>>>>>
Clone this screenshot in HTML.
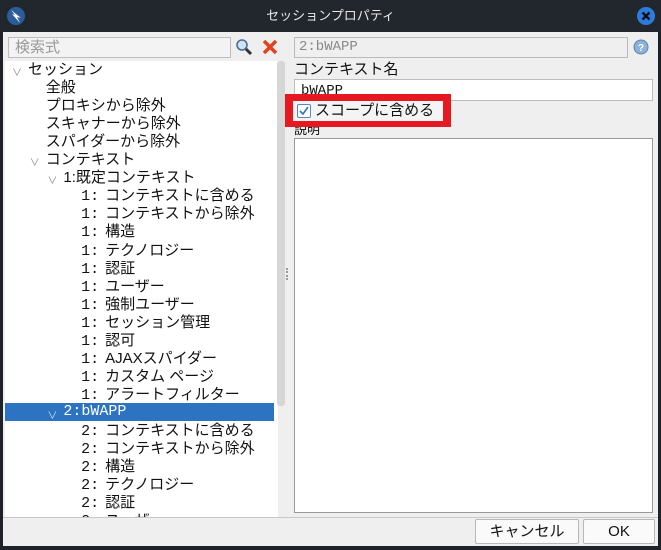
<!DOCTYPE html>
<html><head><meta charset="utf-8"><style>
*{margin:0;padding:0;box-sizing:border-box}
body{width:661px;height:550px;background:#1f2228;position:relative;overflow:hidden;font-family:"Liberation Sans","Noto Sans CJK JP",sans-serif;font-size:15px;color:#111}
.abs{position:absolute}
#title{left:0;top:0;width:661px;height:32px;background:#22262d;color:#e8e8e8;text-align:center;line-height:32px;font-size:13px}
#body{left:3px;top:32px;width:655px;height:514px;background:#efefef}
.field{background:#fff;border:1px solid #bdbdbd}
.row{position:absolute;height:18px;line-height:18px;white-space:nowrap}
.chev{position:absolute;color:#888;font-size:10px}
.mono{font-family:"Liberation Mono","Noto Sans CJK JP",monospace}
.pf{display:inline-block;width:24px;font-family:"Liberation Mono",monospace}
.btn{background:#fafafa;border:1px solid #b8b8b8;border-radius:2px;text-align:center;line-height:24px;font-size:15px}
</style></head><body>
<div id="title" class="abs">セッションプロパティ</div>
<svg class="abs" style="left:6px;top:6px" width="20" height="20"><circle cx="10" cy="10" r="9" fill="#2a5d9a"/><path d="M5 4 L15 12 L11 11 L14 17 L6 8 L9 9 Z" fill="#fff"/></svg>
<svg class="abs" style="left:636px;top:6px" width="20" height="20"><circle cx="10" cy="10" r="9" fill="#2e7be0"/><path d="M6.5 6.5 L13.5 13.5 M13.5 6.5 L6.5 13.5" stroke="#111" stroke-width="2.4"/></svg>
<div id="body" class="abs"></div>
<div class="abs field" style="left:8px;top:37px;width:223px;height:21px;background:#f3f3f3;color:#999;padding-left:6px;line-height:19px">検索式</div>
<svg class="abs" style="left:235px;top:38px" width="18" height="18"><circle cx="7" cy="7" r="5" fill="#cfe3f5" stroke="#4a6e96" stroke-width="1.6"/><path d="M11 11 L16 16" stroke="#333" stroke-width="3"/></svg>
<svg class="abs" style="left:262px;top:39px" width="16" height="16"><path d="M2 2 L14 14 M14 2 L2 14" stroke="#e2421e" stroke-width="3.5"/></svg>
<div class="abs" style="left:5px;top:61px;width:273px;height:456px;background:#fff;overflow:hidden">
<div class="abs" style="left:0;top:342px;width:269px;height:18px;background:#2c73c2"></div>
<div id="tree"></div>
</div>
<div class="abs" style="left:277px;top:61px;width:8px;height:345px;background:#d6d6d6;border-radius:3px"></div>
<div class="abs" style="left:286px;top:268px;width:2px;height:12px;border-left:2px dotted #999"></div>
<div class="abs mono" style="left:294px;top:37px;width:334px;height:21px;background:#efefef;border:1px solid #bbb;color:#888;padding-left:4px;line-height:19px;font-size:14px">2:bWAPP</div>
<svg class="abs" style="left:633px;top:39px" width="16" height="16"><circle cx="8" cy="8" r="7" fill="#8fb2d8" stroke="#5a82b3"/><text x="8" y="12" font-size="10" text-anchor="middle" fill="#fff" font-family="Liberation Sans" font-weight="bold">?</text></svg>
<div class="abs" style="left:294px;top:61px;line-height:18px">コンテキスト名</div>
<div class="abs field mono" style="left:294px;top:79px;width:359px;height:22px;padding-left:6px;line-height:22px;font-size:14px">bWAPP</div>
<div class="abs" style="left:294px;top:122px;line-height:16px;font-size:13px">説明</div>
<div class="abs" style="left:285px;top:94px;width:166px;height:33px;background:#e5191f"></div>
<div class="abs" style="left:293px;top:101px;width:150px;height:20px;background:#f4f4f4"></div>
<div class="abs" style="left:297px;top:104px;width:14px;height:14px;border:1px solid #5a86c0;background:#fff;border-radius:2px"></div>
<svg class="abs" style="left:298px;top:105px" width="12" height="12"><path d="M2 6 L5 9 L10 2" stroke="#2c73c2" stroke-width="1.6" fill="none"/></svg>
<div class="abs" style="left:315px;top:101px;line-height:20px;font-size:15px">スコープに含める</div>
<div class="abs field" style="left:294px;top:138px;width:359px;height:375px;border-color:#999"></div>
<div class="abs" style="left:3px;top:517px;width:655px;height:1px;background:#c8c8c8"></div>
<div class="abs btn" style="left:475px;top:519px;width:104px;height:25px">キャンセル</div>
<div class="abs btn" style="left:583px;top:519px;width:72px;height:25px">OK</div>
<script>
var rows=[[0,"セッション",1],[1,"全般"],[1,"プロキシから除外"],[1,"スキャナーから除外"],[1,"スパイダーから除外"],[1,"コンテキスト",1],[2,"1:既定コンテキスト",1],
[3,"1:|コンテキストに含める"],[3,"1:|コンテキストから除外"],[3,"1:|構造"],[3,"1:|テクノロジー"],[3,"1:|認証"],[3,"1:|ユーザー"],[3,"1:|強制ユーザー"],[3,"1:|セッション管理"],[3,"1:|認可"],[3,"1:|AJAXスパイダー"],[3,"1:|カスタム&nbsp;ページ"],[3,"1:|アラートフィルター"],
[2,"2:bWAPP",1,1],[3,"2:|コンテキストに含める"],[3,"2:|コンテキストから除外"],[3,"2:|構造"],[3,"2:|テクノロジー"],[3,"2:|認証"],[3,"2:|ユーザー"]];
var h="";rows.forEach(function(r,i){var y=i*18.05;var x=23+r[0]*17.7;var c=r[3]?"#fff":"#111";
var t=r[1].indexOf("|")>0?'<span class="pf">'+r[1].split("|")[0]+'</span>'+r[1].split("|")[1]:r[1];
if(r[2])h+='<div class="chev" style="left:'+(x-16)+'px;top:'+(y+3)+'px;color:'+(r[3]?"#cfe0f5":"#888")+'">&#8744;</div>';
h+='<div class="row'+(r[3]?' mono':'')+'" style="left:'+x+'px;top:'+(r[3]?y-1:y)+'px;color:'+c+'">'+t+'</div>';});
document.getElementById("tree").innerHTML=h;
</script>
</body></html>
<<<<<
>>>>>
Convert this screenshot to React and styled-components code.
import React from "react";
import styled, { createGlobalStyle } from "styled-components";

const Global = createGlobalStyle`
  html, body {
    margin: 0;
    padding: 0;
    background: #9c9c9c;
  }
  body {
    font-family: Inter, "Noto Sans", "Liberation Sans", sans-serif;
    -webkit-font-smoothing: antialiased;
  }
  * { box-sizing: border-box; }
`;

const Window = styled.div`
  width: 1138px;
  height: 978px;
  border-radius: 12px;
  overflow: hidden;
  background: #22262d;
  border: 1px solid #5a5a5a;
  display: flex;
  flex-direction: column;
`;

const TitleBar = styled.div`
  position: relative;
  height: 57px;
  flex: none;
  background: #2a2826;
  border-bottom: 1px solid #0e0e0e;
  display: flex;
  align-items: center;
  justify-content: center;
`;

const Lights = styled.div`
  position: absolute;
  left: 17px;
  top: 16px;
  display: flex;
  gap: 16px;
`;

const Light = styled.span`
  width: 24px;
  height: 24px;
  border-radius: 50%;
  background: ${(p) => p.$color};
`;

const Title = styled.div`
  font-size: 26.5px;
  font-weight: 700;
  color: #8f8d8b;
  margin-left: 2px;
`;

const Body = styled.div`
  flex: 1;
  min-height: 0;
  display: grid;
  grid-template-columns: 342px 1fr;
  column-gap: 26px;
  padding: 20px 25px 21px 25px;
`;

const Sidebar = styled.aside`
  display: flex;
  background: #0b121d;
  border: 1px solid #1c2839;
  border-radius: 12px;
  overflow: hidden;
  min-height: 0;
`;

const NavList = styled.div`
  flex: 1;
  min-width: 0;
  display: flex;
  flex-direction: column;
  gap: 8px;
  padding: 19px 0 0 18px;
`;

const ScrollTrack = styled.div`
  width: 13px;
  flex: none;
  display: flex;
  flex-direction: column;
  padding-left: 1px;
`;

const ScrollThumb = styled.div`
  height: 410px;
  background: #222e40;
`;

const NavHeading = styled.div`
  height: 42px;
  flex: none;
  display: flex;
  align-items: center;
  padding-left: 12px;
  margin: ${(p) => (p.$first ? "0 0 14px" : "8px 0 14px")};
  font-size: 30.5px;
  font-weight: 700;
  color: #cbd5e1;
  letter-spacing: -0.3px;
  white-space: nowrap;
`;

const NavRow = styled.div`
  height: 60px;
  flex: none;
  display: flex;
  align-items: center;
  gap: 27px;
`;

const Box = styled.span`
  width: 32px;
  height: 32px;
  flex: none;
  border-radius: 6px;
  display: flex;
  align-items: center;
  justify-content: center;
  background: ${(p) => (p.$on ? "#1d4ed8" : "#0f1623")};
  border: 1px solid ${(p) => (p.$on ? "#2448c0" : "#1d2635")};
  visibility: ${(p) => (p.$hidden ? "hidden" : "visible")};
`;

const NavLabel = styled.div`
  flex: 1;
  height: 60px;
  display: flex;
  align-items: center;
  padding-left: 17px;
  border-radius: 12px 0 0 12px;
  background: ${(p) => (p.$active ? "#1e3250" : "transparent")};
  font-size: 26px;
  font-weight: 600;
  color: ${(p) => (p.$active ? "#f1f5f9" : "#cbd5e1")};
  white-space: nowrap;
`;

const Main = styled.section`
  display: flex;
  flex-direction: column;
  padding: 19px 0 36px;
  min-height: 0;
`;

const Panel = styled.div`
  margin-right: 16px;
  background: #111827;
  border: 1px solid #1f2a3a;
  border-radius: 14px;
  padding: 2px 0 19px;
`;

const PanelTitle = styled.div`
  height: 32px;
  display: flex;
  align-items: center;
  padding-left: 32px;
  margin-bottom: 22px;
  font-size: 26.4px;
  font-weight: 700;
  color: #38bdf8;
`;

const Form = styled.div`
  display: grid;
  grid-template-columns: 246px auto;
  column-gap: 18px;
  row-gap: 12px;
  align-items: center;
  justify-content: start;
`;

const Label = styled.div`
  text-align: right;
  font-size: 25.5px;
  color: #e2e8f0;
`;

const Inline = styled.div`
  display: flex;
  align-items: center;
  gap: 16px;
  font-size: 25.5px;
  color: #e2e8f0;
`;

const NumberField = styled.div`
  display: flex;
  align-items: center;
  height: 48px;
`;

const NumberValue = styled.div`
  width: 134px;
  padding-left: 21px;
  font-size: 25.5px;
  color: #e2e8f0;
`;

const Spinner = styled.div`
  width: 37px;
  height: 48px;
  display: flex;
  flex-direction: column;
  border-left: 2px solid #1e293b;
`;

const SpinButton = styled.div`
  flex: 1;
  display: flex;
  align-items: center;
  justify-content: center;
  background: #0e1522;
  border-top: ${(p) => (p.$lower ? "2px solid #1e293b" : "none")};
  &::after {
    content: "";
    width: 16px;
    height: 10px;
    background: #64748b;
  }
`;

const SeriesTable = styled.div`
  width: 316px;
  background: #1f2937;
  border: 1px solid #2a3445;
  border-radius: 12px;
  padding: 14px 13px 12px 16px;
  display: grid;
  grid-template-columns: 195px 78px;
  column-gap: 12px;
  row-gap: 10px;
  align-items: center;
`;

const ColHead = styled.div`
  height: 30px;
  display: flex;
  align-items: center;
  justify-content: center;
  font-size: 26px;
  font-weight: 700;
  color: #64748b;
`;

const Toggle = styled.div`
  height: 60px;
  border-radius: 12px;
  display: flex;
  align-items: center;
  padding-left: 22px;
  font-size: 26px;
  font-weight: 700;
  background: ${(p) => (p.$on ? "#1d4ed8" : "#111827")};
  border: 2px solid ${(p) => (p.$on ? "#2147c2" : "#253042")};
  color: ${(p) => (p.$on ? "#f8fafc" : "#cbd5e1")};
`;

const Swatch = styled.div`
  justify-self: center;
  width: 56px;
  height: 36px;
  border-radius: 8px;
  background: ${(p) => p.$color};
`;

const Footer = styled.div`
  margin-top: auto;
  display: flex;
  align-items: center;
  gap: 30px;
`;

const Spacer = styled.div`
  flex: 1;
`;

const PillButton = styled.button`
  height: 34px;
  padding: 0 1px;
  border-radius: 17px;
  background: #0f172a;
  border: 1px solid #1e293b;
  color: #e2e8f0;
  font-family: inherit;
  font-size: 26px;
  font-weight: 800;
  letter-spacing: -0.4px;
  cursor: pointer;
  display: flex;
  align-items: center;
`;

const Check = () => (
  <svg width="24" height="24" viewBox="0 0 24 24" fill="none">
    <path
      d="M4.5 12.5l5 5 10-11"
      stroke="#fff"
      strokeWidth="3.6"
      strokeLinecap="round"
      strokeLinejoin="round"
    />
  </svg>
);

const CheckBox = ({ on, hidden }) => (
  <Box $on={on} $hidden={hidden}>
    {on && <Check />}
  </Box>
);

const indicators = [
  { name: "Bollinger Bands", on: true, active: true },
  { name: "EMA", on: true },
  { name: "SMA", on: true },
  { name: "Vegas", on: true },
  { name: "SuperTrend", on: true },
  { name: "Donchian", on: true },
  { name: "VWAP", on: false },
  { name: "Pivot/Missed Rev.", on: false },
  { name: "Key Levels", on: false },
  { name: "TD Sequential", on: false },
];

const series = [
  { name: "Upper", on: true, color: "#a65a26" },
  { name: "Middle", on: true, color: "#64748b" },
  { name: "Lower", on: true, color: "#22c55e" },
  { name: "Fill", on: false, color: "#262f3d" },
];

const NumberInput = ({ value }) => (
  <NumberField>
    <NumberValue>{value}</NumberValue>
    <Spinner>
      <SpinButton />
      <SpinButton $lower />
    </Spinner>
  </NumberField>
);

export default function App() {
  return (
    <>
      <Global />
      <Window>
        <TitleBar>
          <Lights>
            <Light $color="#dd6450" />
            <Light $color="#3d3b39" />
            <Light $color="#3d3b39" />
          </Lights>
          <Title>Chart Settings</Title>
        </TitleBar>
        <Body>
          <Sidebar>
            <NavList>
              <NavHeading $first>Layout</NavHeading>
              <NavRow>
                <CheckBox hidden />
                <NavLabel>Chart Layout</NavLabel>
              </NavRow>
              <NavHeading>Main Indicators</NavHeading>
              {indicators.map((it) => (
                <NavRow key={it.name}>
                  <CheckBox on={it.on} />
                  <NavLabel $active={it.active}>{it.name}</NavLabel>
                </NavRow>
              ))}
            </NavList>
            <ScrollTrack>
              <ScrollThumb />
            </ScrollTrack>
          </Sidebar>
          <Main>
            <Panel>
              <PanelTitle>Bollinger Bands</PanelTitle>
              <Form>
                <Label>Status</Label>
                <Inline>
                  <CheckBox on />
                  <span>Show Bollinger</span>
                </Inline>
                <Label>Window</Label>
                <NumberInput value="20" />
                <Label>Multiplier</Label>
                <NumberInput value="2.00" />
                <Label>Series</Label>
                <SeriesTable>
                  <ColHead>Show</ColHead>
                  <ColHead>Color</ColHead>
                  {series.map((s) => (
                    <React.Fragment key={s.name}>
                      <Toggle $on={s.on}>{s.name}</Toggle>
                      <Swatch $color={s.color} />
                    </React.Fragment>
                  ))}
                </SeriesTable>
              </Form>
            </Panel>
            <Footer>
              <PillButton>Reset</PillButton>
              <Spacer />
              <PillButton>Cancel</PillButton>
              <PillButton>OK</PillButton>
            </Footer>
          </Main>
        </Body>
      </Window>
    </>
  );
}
<<<<<
- _PROBLEM DETAILS_:
Write out every line of the listing that holds the word "components".

- _EXPECTED ANSWER_:
Convert this screenshot to React and styled-components code.
import styled, { createGlobalStyle } from "styled-components";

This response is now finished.